Dude I can’t thank you enough this is incredible! Seriously this is really useful :)
Big fan of good quality music reproduction. I’m no audiophile, but I have a HiFi I’m happy with. Had the same set of speakers for 20 years, bought an Audiolab 6000a last year after suffering with a poor second hand receiver for a few years and it’s so nice to have dynamics and some punch back. Mostly paired with a Wiim mini or a NAD CDP.
I can tell the difference between 320 mp3 and FLAC (there’s some online comparison test / quiz that I can get right 80% of the time). I don’t have particularly good hearing, bit once you know what to listen out for then its quite apparent when it’s not there. Storage is cheap so all my CDs are ripped to FLAC now, because even if I can’t hear the difference on every track, why not?
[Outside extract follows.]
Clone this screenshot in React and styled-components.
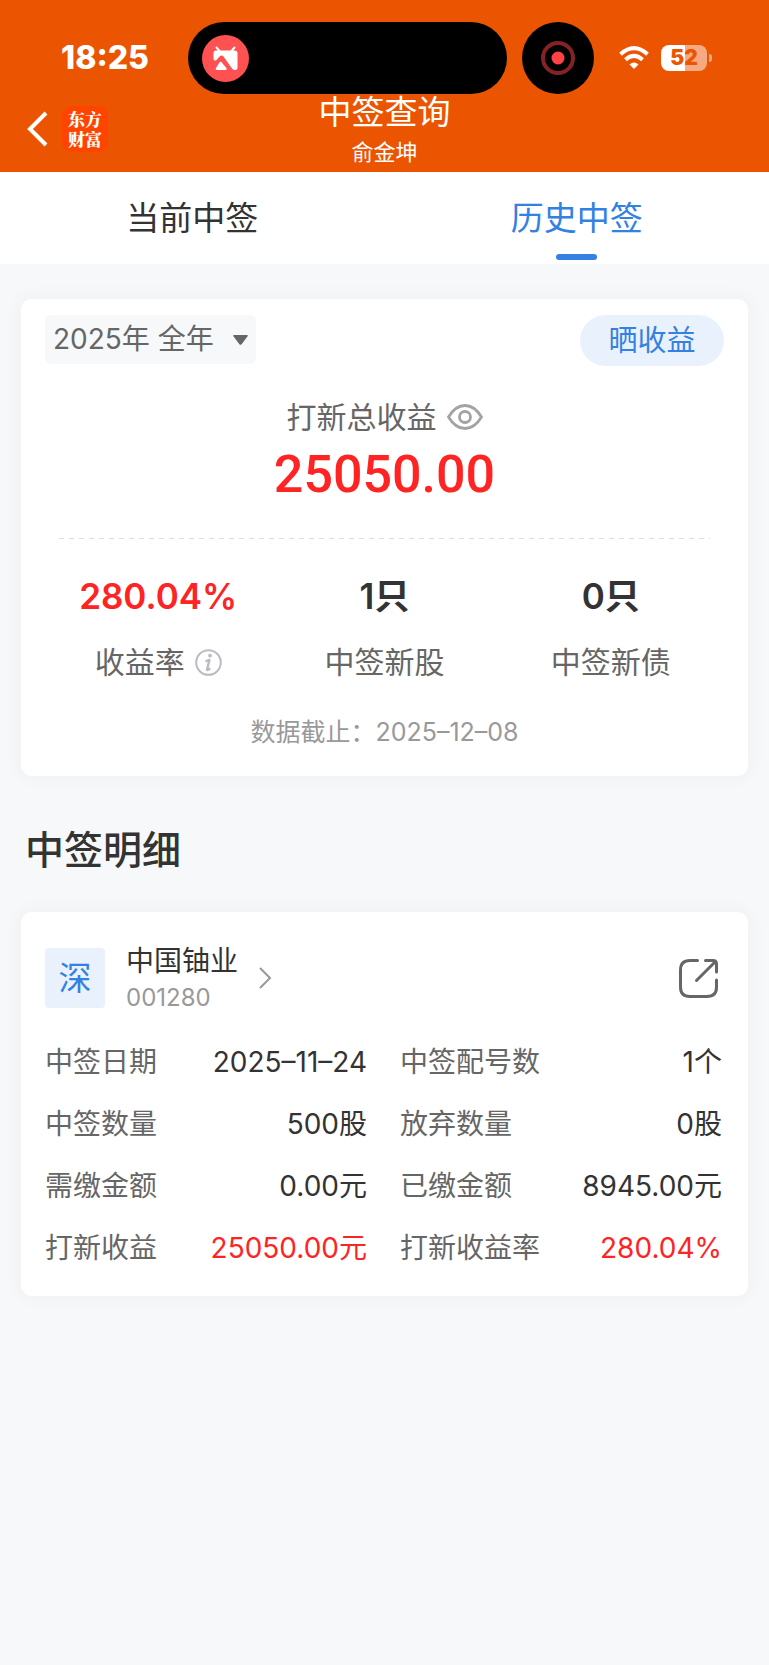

My Mrs happily listens to music through her phone speaker or some cheap Bluetooth headphones. I know it shouldn’t, but it really annoys me. She’s also the kind of person who won’t stop to take a stone from their shoe and end up with a big painful blister on their foot
I grew up really poor, so high definition audio isn’t something i’ve really ever had access to growing up, and I’ve never felt like I was missing out once I had the money to spend on new stuff.